Begin
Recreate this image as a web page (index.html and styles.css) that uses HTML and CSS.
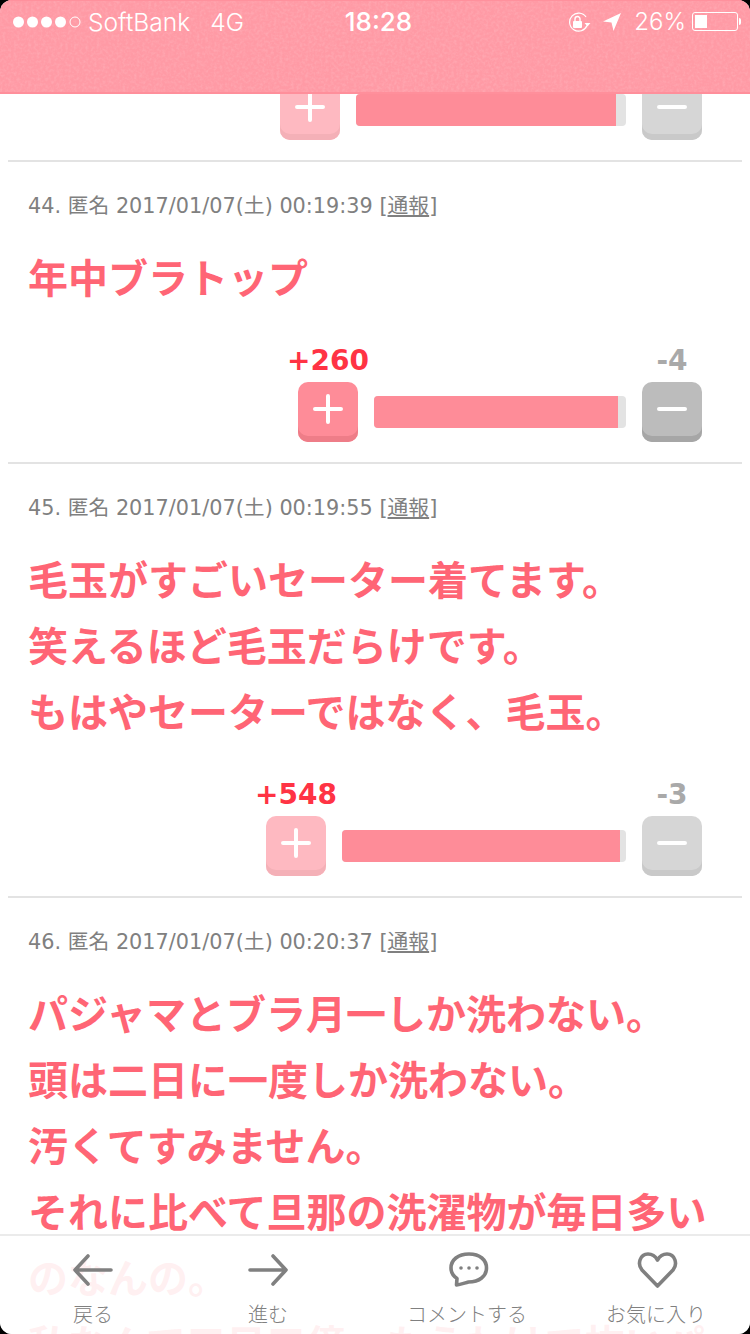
FILE: index.html
```html
<!DOCTYPE html>
<html lang="ja">

<head>
    <meta charset="UTF-8">
    <meta name="viewport" content="width=device-width, initial-scale=1.0">
    <title>コメント</title>
    <link rel="stylesheet" href="styles.css">
</head>

<body>
    <div class="page">
        <header class="topbar">
            <!-- fine paper grain behind the status line -->
            <svg class="grain" width="750" height="91">
                <filter id="grain-noise">
                    <feTurbulence type="fractalNoise" baseFrequency="0.35" numOctaves="2" seed="4" />
                    <feColorMatrix values="0 0 0 0 1  0 0 0 0 1  0 0 0 0 1  0 0 0 1.2 -0.45" />
                </filter>
                <rect width="750" height="91" filter="url(#grain-noise)" opacity="0.22" />
            </svg>
            <div class="status">
                <div class="status-left">
                    <svg class="signal" viewBox="0 0 72 12" width="72" height="12">
                        <circle cx="5.5" cy="6" r="5.5" fill="#fff" />
                        <circle cx="19.5" cy="6" r="5.5" fill="#fff" />
                        <circle cx="33.5" cy="6" r="5.5" fill="#fff" />
                        <circle cx="47.5" cy="6" r="5.5" fill="#fff" />
                        <circle cx="62" cy="6" r="5" fill="none" stroke="#fff" stroke-width="1" />
                    </svg>
                    <span class="carrier">SoftBank</span>
                    <span class="network">4G</span>
                </div>
                <div class="status-time">18:28</div>
                <div class="status-right">
                    <svg class="rotate-lock" viewBox="0 0 24 20" width="24" height="20">
                        <path d="M20 13.500A9 9 0 1 1 19 5" fill="none" stroke="#fff" stroke-width="1.2" />
                        <path d="M17.500 11h6l-3 3.500z" fill="#fff" />
                        <rect x="6" y="9" width="9" height="7" rx="1" fill="#fff" />
                        <path d="M8 9V7a2.500 2.500 0 0 1 5 0v2" fill="none" stroke="#fff" stroke-width="1.400" />
                    </svg>
                    <svg class="location" viewBox="0 0 18 18" width="18" height="18">
                        <path d="M18 0 0 8.500l8.500 1L10.500 18z" fill="#fff" />
                    </svg>
                    <span class="battery-pct">26%</span>
                    <div class="battery">
                        <div class="battery-level"></div>
                    </div>
                </div>
            </div>
        </header>

        <main class="list">
            <section class="comment comment--cut">
                <div class="vote">
                    <div class="vote-col">
                        <button class="vote-btn vote-btn--plus vote-btn--off">
                            <svg class="vote-icon" viewBox="0 0 30 30"><path d="M15 2v26M2 15h26" /></svg>
                        </button>
                    </div>
                    <div class="vote-bar" style="width: 270px">
                        <div class="vote-fill" style="width: 260px"></div>
                    </div>
                    <div class="vote-col">
                        <button class="vote-btn vote-btn--minus vote-btn--off">
                            <svg class="vote-icon" viewBox="0 0 30 30"><path d="M2 15h26" /></svg>
                        </button>
                    </div>
                </div>
            </section>

            <section class="comment">
                <p class="comment-meta">44. 匿名 2017/01/07(土) 00:19:39 [<a class="comment-report">通報</a>]</p>
                <p class="comment-text">年中ブラトップ</p>
                <div class="vote">
                    <div class="vote-col">
                        <span class="vote-count vote-count--plus">+260</span>
                        <button class="vote-btn vote-btn--plus">
                            <svg class="vote-icon" viewBox="0 0 30 30"><path d="M15 2v26M2 15h26" /></svg>
                        </button>
                    </div>
                    <div class="vote-bar" style="width: 252px">
                        <div class="vote-fill" style="width: 244px"></div>
                    </div>
                    <div class="vote-col">
                        <span class="vote-count vote-count--minus">-4</span>
                        <button class="vote-btn vote-btn--minus">
                            <svg class="vote-icon" viewBox="0 0 30 30"><path d="M2 15h26" /></svg>
                        </button>
                    </div>
                </div>
            </section>

            <section class="comment">
                <p class="comment-meta">45. 匿名 2017/01/07(土) 00:19:55 [<a class="comment-report">通報</a>]</p>
                <p class="comment-text">毛玉がすごいセーター着てます。<br>笑えるほど毛玉だらけです。<br>もはやセーターではなく、毛玉。</p>
                <div class="vote">
                    <div class="vote-col">
                        <span class="vote-count vote-count--plus">+548</span>
                        <button class="vote-btn vote-btn--plus vote-btn--off">
                            <svg class="vote-icon" viewBox="0 0 30 30"><path d="M15 2v26M2 15h26" /></svg>
                        </button>
                    </div>
                    <div class="vote-bar" style="width: 284px">
                        <div class="vote-fill" style="width: 278px"></div>
                    </div>
                    <div class="vote-col">
                        <span class="vote-count vote-count--minus">-3</span>
                        <button class="vote-btn vote-btn--minus vote-btn--off">
                            <svg class="vote-icon" viewBox="0 0 30 30"><path d="M2 15h26" /></svg>
                        </button>
                    </div>
                </div>
            </section>

            <section class="comment">
                <p class="comment-meta">46. 匿名 2017/01/07(土) 00:20:37 [<a class="comment-report">通報</a>]</p>
                <p class="comment-text">パジャマとブラ月一しか洗わない。<br>頭は二日に一度しか洗わない。<br>汚くてすみません。<br>それに比べて旦那の洗濯物が毎日多い<br>のなんの。<br>私なんて三日三億、もうわけて抜いパ</p>
            </section>
        </main>

        <nav class="tabbar">
            <a class="tab">
                <svg class="tab-icon" viewBox="0 0 44 40">
                    <path d="M40 20H4M17 6 4 20l13 14" />
                </svg>
                <span class="tab-label">戻る</span>
            </a>
            <a class="tab">
                <svg class="tab-icon" viewBox="0 0 44 40">
                    <path d="M4 20h36M27 6l13 14-13 14" />
                </svg>
                <span class="tab-label">進む</span>
            </a>
            <a class="tab">
                <svg class="tab-icon" viewBox="0 0 44 40">
                    <path d="M24 4C13 4 6 10 6 18c0 4.500 2.200 8 6 10.500l-.5 6.500c4-.5 8-2 12-3 11 0 18-6 18-14S35 4 24 4z" />
                    <circle class="tab-dot" cx="16" cy="18" r="1.800" />
                    <circle class="tab-dot" cx="24" cy="18" r="1.800" />
                    <circle class="tab-dot" cx="32" cy="18" r="1.800" />
                </svg>
                <span class="tab-label">コメントする</span>
            </a>
            <a class="tab">
                <svg class="tab-icon" viewBox="0 0 44 40">
                    <path d="M23.500 36 8 20C3 14 6 4 14 4c4.500 0 7.500 2.500 9.500 6 2-3.500 5-6 9.500-6 8 0 11 10 6 16z" />
                </svg>
                <span class="tab-label">お気に入り</span>
            </a>
        </nav>
    </div>
</body>

</html>
```

FILE: styles.css
```css
/*
MAIN COLOR: #ff6575
GREY COLOR: #808080
*/

* {
    margin: 0;
    padding: 0;
    box-sizing: border-box;
}

body {
    background-color: #000;
    font-family: 'DejaVu Sans', 'Noto Sans CJK JP', sans-serif;
}

.page {
    width: 750px;
    height: 1334px;
    position: relative;
    overflow: hidden;
    background-color: #fff;
    border-radius: 12px;
}

/* top bar, stays over the list */
.topbar {
    position: absolute;
    top: 0;
    left: 0;
    right: 0;
    z-index: 2;
    height: 94px;
    background-color: #ff9aa5;
    border-top: 1px solid #ff919d;
    border-bottom: 2px solid #ff8f9b;
}

.grain {
    position: absolute;
    top: 0;
    left: 0;
}

.status {
    height: 41px;
    position: relative;
    display: flex;
    align-items: center;
    color: #fff;
    font-family: 'Inter', sans-serif;
    font-size: 24.6px;
    font-weight: 300;
}

.status-left {
    flex: 1;
    display: flex;
    align-items: center;
    padding-left: 13px;
}

.carrier {
    margin-left: 3px;
}

.network {
    margin-left: 20px;
}

.status-time {
    margin-left: 6px;
    font-size: 26px;
    font-weight: 500;
}

.status-right {
    flex: 1;
    display: flex;
    align-items: center;
    justify-content: flex-end;
    padding-right: 12px;
    font-size: 24px;
}

.rotate-lock {
    margin-right: 12px;
}

.location {
    margin-right: 13px;
}

.battery-pct {
    margin-right: 6px;
}

.battery {
    width: 46px;
    height: 19px;
    padding: 2px;
    position: relative;
    border: 1px solid #fff;
    border-radius: 3px;
}

.battery::after {
    content: "";
    position: absolute;
    top: 5px;
    right: -4px;
    width: 2px;
    height: 7px;
    background-color: #fff;
    border-radius: 0 2px 2px 0;
}

.battery-level {
    width: 12px;
    height: 100%;
    background-color: #fff;
}

/* comment list */
.list {
    padding: 80px 8px 0;
}

.comment {
    padding-top: 30px;
    padding-bottom: 20px;
    border-bottom: 2px solid #e3e3e3;
}

.comment--cut {
    padding-top: 0;
}

.comment:last-child {
    border-bottom: none;
}

.comment-meta {
    padding-left: 20px;
    font-size: 20.8px;
    line-height: 28px;
    color: #808080;
}

.comment-report {
    text-decoration: underline;
}

.comment-text {
    margin-top: 23px;
    padding-left: 20px;
    font-family: 'Noto Sans CJK JP', sans-serif;
    font-size: 40px;
    font-weight: 700;
    line-height: 66px;
    color: #ff6575;
    white-space: nowrap;
}

.vote {
    margin-top: 37px;
    padding-right: 40px;
    display: flex;
    justify-content: flex-end;
    align-items: flex-end;
    gap: 16px;
}

.comment--cut .vote {
    margin-top: 0;
}

.vote-col {
    width: 60px;
    display: flex;
    flex-direction: column;
    align-items: center;
}

.vote-count {
    margin-bottom: 6px;
    font-size: 28px;
    font-weight: 700;
    line-height: 30px;
    white-space: nowrap;
}

.vote-count--plus {
    color: #ff3344;
}

.vote-count--minus {
    color: #a9a9a9;
}

.vote-btn {
    width: 60px;
    height: 60px;
    padding-bottom: 6px;
    border: none;
    border-radius: 10px;
    display: flex;
    justify-content: center;
    align-items: center;
    cursor: pointer;
}

.vote-btn--plus {
    background-color: #fe8c98;
    box-shadow: inset 0 -6px 0 #ee7d88;
}

.vote-btn--minus {
    background-color: #bcbcbc;
    box-shadow: inset 0 -6px 0 #a6a6a6;
}

.vote-btn--off {
    opacity: .6;
}

.vote-icon {
    width: 30px;
    height: 30px;
    fill: none;
    stroke: #fff;
    stroke-width: 4;
    stroke-linecap: round;
}

.vote-bar {
    height: 32px;
    margin-bottom: 14px;
    background-color: #e3e3e3;
    border-radius: 4px;
    overflow: hidden;
}

.vote-fill {
    height: 100%;
    background-color: #fe8c98;
}

/* bottom tabs, the list shows faintly through them */
.tabbar {
    position: absolute;
    left: 0;
    right: 0;
    bottom: 0;
    z-index: 2;
    height: 100px;
    display: grid;
    grid-template-columns: 186px 164px 234px 144px;
    background-color: rgba(255, 255, 255, .9);
    border-top: 2px solid #ebebeb;
}

.tab {
    display: flex;
    flex-direction: column;
    align-items: center;
    padding-top: 14px;
}

.tab-icon {
    width: 44px;
    height: 40px;
    fill: none;
    stroke: #808080;
    stroke-width: 3.6;
    stroke-linecap: round;
    stroke-linejoin: round;
}

.tab-dot {
    fill: #808080;
    stroke: none;
}

.tab-label {
    margin-top: 10px;
    font-family: 'Noto Sans CJK JP', sans-serif;
    font-size: 20px;
    font-weight: 300;
    line-height: 28px;
    color: #808080;
}
```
End
▶ _Instruction_
Say how many lines of the data hold the string "index". Reply with the number alone.

▶ _Result of the exercise_
4